Devlet Başkanı Kenan Evren ile siyasi yasaklı Bülent Ecevit arasında bu dönemde karşılıklı çatışma çıktı. Kenan Evren, sürekli yazan, demeçler veren, gazetecilik yapan Ecevit'e "jurnalci" diyor, Ecevit ise sinirlenerek Ankara'nın yolunu tutuyor ve "düzeltme metni" hazırlıyordu. Ecevit, bu düzeltmeyi TRT'nin yanı sıra yabancı basın ve yayın organlarının temsilcilerine de göndermişti. Açıklamayı yabancı ajans, dergi ve gazetelere verdiği için Milli Güvenlik Konseyi'nin 52 Sayılı Bildirisine muhalefet ettiği iddiasıyla Bülent Ecevit hakkında Ankara 1 Numaralı Sıkıyönetim Mahkemesinde dava açıldı. Ecevit 3 Aralık 1981 günü saat 14.30'da Ankara Kapalı Cezaevine girdi. Üç ay yattıktan sonra 1 Şubat 1982'de tahliye oldu.

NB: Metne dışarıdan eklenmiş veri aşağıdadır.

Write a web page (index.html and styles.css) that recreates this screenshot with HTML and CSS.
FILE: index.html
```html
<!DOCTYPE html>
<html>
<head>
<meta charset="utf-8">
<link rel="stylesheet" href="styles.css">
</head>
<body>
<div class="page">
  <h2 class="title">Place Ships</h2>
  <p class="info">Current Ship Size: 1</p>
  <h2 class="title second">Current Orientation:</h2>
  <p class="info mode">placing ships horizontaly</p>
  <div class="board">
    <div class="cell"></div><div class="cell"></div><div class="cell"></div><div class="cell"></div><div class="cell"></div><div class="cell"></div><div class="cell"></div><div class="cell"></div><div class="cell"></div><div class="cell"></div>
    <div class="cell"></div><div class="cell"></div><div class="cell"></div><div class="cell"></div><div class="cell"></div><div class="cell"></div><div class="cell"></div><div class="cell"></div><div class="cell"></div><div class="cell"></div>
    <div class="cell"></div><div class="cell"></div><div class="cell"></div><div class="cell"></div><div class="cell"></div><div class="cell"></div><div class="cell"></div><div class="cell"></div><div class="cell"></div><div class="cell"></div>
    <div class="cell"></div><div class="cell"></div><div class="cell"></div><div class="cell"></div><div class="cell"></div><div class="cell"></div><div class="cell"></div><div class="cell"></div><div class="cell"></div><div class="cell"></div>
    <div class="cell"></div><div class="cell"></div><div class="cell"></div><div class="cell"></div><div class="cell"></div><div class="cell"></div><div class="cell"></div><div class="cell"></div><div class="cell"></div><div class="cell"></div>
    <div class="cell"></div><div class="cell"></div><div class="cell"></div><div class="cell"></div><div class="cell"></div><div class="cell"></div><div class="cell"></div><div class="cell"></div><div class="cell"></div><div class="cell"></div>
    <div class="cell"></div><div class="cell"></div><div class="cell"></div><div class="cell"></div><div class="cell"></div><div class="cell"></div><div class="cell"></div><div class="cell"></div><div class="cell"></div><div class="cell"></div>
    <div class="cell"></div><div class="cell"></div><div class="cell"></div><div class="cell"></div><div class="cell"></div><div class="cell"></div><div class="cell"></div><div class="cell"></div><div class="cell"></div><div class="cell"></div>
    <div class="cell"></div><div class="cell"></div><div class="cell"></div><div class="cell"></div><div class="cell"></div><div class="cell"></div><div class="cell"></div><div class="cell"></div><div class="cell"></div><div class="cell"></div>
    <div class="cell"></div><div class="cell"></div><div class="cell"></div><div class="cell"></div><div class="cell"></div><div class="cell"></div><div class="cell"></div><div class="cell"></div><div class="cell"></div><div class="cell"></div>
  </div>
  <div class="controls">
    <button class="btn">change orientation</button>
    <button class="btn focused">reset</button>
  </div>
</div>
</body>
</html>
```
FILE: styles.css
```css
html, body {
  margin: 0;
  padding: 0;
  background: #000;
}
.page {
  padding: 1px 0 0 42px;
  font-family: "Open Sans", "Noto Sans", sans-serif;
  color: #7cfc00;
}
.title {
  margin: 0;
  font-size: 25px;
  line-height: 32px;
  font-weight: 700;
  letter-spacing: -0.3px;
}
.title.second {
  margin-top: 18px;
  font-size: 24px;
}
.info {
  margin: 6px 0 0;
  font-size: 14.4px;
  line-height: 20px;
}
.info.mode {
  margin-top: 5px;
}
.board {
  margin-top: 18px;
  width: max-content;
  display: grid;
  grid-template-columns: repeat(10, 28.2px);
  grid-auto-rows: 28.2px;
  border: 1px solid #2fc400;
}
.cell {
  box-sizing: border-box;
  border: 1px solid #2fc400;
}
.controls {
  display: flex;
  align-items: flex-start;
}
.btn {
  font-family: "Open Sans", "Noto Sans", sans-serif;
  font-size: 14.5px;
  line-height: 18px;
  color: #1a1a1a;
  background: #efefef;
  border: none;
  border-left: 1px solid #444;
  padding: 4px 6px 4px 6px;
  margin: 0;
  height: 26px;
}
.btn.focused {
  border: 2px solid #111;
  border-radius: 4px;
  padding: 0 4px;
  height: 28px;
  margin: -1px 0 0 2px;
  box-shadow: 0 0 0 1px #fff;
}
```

Ancak Ecevit, 10 Nisan 1982'de Askeri Dil Okulunda gözaltına alındı. Gerekçesi Norveç'teki bir gazetede "devletin hariçteki nüfuzunu kıracak şekilde, dahili vaziyeti hakkında yabancı bir memlekette asılsız neşriyat" yaptırmaktı. Ankara 2 Numaralı Sıkıyönetim Mahkemesi Ecevit'in tutuklanmasına mahal olmadığına karar verince 12 Nisan 1982'de tahliye oldu. Ancak Sıkıyönetim Komutanlığı karara itiraz etti ve Ecevit bu kez tutuklandı. 3 Haziran 1982 günü tahliye oldu.

Der Spiegel'e yazdığı yazı ile Hollanda televizyonuna verdiği bir demeçten ötürü 6 Temmuz 1982'de "Türkiye'nin geçmiş ve gelecek siyasi ve hukuki yapısı konularında görüş bildirdiği" gerekçesiyle 2 ay 27 gün hapse çarptırıldı. Ankara Kapalı Cezaevi'ne ikinci kez girdi.